Allagi!

When PASOK was swept into power five years ago, its most attractive slogan was the call for allagi, or change. The Greek scene has certainly changed since 1981, but perhaps not in the ways the socialists had in mind.

Also, some of the changes have been quite paradoxical, such as the prime minister’s attire. Before the 1981 elections he appeared in public as a sporty, swinging socialist, with open-necked shirt and sweater when everyone else wore a coat and tie. Today he goes around looking like a Belgian banker, while his entire administration could be mistaken for a bunch of soccer fans on their way to Panathinaikos Stadium.

Ladies’ wear has also changed. Chic matrons can still be seen in tailored suits in the Kolonaki perimeter, but the younger set makes a determined effort to look as sloppy as possible with shapeless blouses and baggy bloomers, or jeans that are so tight they make a good substitute for girdles. As for the kids, they kiss goodbye to shoe leather with their booties, and henceforth encase their feet and ankles in laced-up sneakers with fancy names which are worn constantly until late puberty, when they have to be removed by an orthopedist wearing a gas mask.

There have been changes in the eating scene, too. In 1981 there were few places other than the traditional taverna or fancy restaurants that could give you acid indigestion. Today you can take your pick from everything under the sun, ranging from Chinese to Serbo-Croatian. Indeed, while chatting with Yannis Horn the other day, he suggested it was time to start a Chinese language daily now that the number of Chinese cooks in the greater Athens Piraeus area is probably as large as the English-speaking population was when he first launched the Athens News 35 years ago.

And talking of newspapers, there have been marked changes in the Greek press. Color has come to liven the pages of the dailies, most of which have changed from broadsheet to tabloid form, with foot-high headlines. However, the great traditions of Greek journalism, such as slipshod reporting and general inaccuracy, have been carefully preserved.
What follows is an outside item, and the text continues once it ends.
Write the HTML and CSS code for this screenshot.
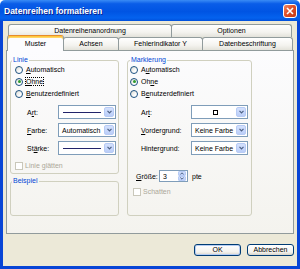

On the economic scene, although the PASOK government has been urging the people to tighten their belts, the only constriction that seems to have taken place is with the seat belts of cars. Wearing them has been made compulsory by law, and this has been instrumental in saving the lives of countless crash victims who have gone through red lights. The government is now planning to introduce a new law making it compulsory to stop when the light turns red.

The reason why people have been asked to tighten their belts is that most of the country’s factories were closed down when it was discovered that instead of using their bank loans to pay industrial fines and retroactive taxes, the industrialists have been using them to set up boutiques for their mistresses, buy 101-foot cabin cruisers or invest in choice property in Politeia or on Lac Le man. Since nothing is being produced locally, the government is having to borrow money abroad to pay for essential imports, such as 12-year-old Chivas Regal, Kellogg’s Rice Krispies, smoked salmon from Scotland and Godiva chocolates. As a result, the foreign debt has become unmanageable, and some of the country’s more enthusiastic socialists are very pleased to see us in the same boat as some of the Third World countries they admire so much.

In spite of everything, however, Greece is still a member of NATO, although we have not taken part in NATO exercises for a long time now. The excuse is our row with Turkey, but the real reason is the high cost of gasoline at 77 drachmas per litre and the fact that the only serviceable army helicopters are being used to ferry generals and other officials to and from the Pentagon in Holargos.

Also, the PASOK Party line, which was vehemently anti-EEC before 1981, turned volte-face when it became apparent that the community was a valuable source of income and membership brought a veritable bonanza of shuttling between Western capitals at government expense.

Another great change took place a couple of years ago when the city police was merged with the provincial gendarmerie. Both bodies exchanged their grey and grey-green uniforms for NYPD blue, and to make sure nobody would get the idea the streets of Greek cities were being patrolled by New York cops, the force was named Elliniki, or Greek Police. Motorists were relieved to find, though, that the merger did not affect the extraordinary ability of traffic cops to blow their whistles at half-second intervals continuously from seven in the morning to eight at night.

Finally, although PASOK is eager to reform many sectors of Greek life, it has stopped short of tampering with some aspects of it which are so much a part of the social fabric it would cause complete disorientation among the public if they were eliminated. I am referring to the nefos, or smog, which, apart from being an excuse to keep half the cars out of the city center, is also a valuable landmark, visible to airline pilots from a hundred miles away; to the interminable commercials on television which allow viewers to take a three-course meal between the announced time of a show and its actual start; to the lines at the windows of bank tellers who, in spite of their electronic equipment, are still given enough paperwork to justify their existence; and , last but not least, to the almighty hartosimo, or excise stamp, which you are still sent out to buy at the kiosk on the street corner after you have spent a whole morning trying to clear through customs the small package of chocolate chip cookies your favorite aunt from Philadelphia sent you for your birthday.